A similar fascination with meticulous, multi-layered media can be seen in the creations of ANNIE RIDD ASGFA, already a DRAW 11 prizewinner, and collector of no fewer than 2 awards this year! Her Dante Deo (For the Love of God) (graphite) took the Stabilo Award for Drawing, sponsored by STABILO International Gmbh, while the Award for a Highly Commended Work on the Theme for 2012, ‘Drawing Breath’, sponsored by Jackson’s Art Supplies, went to Beatus (A Blessed One). “’To live is to leave traces’ (Walter Benjamin, Reflections, 1979). In his book Reflections, Benjamin draws a comparison between archaeology and art, to the extent that they both explore the world of the uncanny, revealing what would otherwise remain hidden. This consideration of the absent and present, the examination of what was once here but is now gone, fulfils a desire to stem loss and rationalize death. It is within this framework that I locate my art”.
Fabric collage is the speciality of ANNE CARPENTER ASGFA, whose Somerset Levels II earned the Award for a Highly Commended Work sponsored by STABILO International Gmbh. Having lived in Somerset for many years, Anne says she would find it difficult not to be inspired by the beautiful and mysterious Somerset Levels. “Sedges, grasses, pollarded willows lend themselves to my chosen medium of drawn threads and a variety of fabrics. I had thought that my technique and medium was like painting with fabric, but was excited to be offered associate membership of SGFA on the basis that I draw with my scissors. The whole range of fabrics and nets, their colours and textures, is stimulating and rewarding”.
Similarly colourful, but in a more exotic setting, is the work of SUE ANDREW ASGFA. Another second-time prizewinner, Sue has pulled it off yet again with Paraguayan Dream No.1 (gouache), winner of the Artistpapers Award for a Work in Colour sponsored by Artistpapers.co.uk, UK Distributors for
Strathmore Papers. “I am delighted to have won The Artistpapers Award for a Work in Colour and feel particularly honoured to have done so after winning the equivalent award last year. I love colour. I work in gouache as the ink-like
colours are so vivid and vibrant. The medium is particularly well suited to the tropical scenes on which I have been working recently. In 2012, I became an ASGFA. I am very glad to exhibit with people of like mind, other graphic fine artists who do not regard traditional skills as incompatible with moving forward in art”.
Monochrome will always be valued in a drawing society, and BERNARD FLEMING’s Still Life (charcoal), winner of the Award for a Highly Commended Work in Monochrome sponsored by STABILO International Gmbh, is a fine example.

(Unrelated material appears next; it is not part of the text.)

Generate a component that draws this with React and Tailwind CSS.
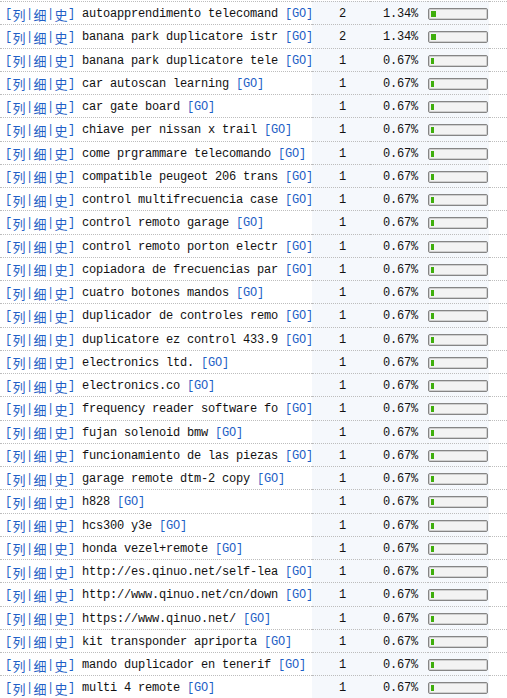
import React from 'react'

const rows = [
  ['autoapprendimento telecomand', 2],
  ['banana park duplicatore istr', 2],
  ['banana park duplicatore tele', 1],
  ['car autoscan learning', 1],
  ['car gate board', 1],
  ['chiave per nissan x trail', 1],
  ['come prgrammare telecomando', 1],
  ['compatible peugeot 206 trans', 1],
  ['control multifrecuencia case', 1],
  ['control remoto garage', 1],
  ['control remoto porton electr', 1],
  ['copiadora de frecuencias par', 1],
  ['cuatro botones mandos', 1],
  ['duplicador de controles remo', 1],
  ['duplicatore ez control 433.9', 1],
  ['electronics ltd.', 1],
  ['electronics.co', 1],
  ['frequency reader software fo', 1],
  ['fujan solenoid bmw', 1],
  ['funcionamiento de las piezas', 1],
  ['garage remote dtm-2 copy', 1],
  ['h828', 1],
  ['hcs300 y3e', 1],
  ['honda vezel+remote', 1],
  ['http://es.qinuo.net/self-lea', 1],
  ['http://www.qinuo.net/cn/down', 1],
  ['https://www.qinuo.net/', 1],
  ['kit transponder apriporta', 1],
  ['mando duplicador en tenerif', 1],
  ['multi 4 remote', 1],
]

const mono = "font-['Liberation_Mono','Noto_Sans_CJK_SC',monospace] text-[12px] tracking-[-0.2px]"
const cjk = "font-['Noto_Sans_CJK_SC',sans-serif] text-[13px]"

function Tag() {
  const parts = ['[', '列', '|', '细', '|', '史', ']']
  return (
    <span className="inline-flex items-center text-[#1f5fc6]">
      {parts.map((p, i) =>
        /[\u4e00-\u9fff]/.test(p) ? (
          <span key={i} className={`${cjk} inline-block w-[14px] text-center leading-none`}>{p}</span>
        ) : (
          <span key={i} className={`${mono} inline-block w-[7px] text-center leading-none`}>{p}</span>
        )
      )}
    </span>
  )
}

function Bar({ count }) {
  const w = count === 2 ? 5 : 3
  return (
    <div className="w-[60px] h-[12px] rounded-[2px] border border-[#858585] bg-[#f3f3f3] p-[1px] shadow-[inset_0_0_0_1px_#d0d0d0]">
      <div className="h-full flex items-stretch pl-px py-px">
        <div className="bg-[#3fae0c]" style={{ width: w }} />
      </div>
    </div>
  )
}

export default function App() {
  const cell = 'h-[23.25px] border-t border-dotted border-[#bdbdbd] flex items-center pt-[2px]'
  return (
    <div className="w-[507px] bg-white pt-px overflow-hidden">
      <div className="grid grid-cols-[312px_58px_58px_61px_18px]">
        {rows.map(([kw, n], i) => (
          <React.Fragment key={i}>
            <div className={`${cell} pl-[5px] whitespace-nowrap`}>
              <Tag />
              <span className={`${mono} ml-[7px] text-[#111]`}>{kw}</span>
              <span className={`${mono} ml-[7px] text-[#1f5fc6]`}>[GO]</span>
            </div>
            <div className={`${cell} bg-[#f5f8fc] pl-[27px] ${mono} text-[#111]`}>{n}</div>
            <div className={`${cell} bg-[#f5f8fc] pl-[13px] ${mono} text-[#111]`}>{n === 2 ? '1.34%' : '0.67%'}</div>
            <div className={`${cell} bg-[#f5f8fc]`}><Bar count={n} /></div>
            <div className={cell} />
          </React.Fragment>
        ))}
      </div>
    </div>
  )
}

Bernard writes: “I submit work to the SGFA because it appears to me to be one of the few remaining organisations that will entertain work produced with skill and knowledge made to reach the unconscious reponses of viewers before any interpretative speculation in which they may choose to engage”.
MELVYN EVANS ASGFA’s lino print, Weaving Branches, won the Derwent Award for a Print, sponsored by Derwent at the Cumberland Pencil Company. “Part of my work is focused upon capturing the essence of the British countryside, evoking the sense of history and prehistory we see in a landscape. I live close to the ancient woodland of Knole in Sevenoaks, and have been drawing it for years. Some of these drawings I’ve made into lino prints, one of which was ‘Weaving Branches’. I like to restrict the print to a maximum of four colours, working out how to define the other colours by using texture, line, overlaying two colours, or letting the eye fill in the missing area. I like this problem-solving. The SGFA is a wonderful society for promoting drawing as fundamental to all image-making. I really support its aims and it’s a privilege to be able to exhibit with it”.
“I like nothing better than to take a sketchbook into the landscape – countryside or city; find somewhere comfortable to sit; and then draw whatever’s in front of me,” says MICHAEL GAGE ASGFA, whose Sissinghurst won the Award fo a Highly Commended Print, sponsored by STABILO International Gmbh. “I take the sketches home, backed up by lots of photographs, and turn them into linocuts. It was difficult to find a scene that hadn’t been done many times before, and to avoid a ‘pretty’ view of the gardens. I eventually chose one from the castle tower, emphasing the paths and gateways around the flowerbeds. The linocut technique that I use is the reduction method: using one block to print multiple colours. At each stage, you’re cutting away parts of the block and printing it in a darker colour. The challenge of this method is that you can’t see the result until you print that final colour. By then, the block is almost destroyed, and you can’t change anything. It’s difficult and disheartening when you see the finished print and realise it’s all gone wrong. On the other hand, when it works it produces a unique, graphic effect that you can’t get in any other medium. I exhibit with the SGFA because it’s the one of the few (only?) societies left that still recognises the primacy of drawing”.
The President’s Choice Award, sponsored by the Society of Graphic Fine Art, went to KATHERINE PEEKE for Matt Series (acrylic). A graduate of Parsons School of Design in New York, Katherine writes: “The ‘Matt’ study evolved from a “realism” portrayal into a series of twelve. Working in this way the progression has enabled me to experiment. This image was achieved using an air-brush technique and acrylic medium on coloured board keeping to a neutral palate with white detailing. I have long admired the standard of work
produced by the Society and submitted for the first time this year”.
Pat Harvey SGFA FRSA November 2012
Editor’s note: Since DRAW 12, we are pleased to announce that both Annie Ridd and Michael Gage have been elected as full members of the Society of Graphic Fine Art, and that Katherine Peeke has been elected to Associate membeship.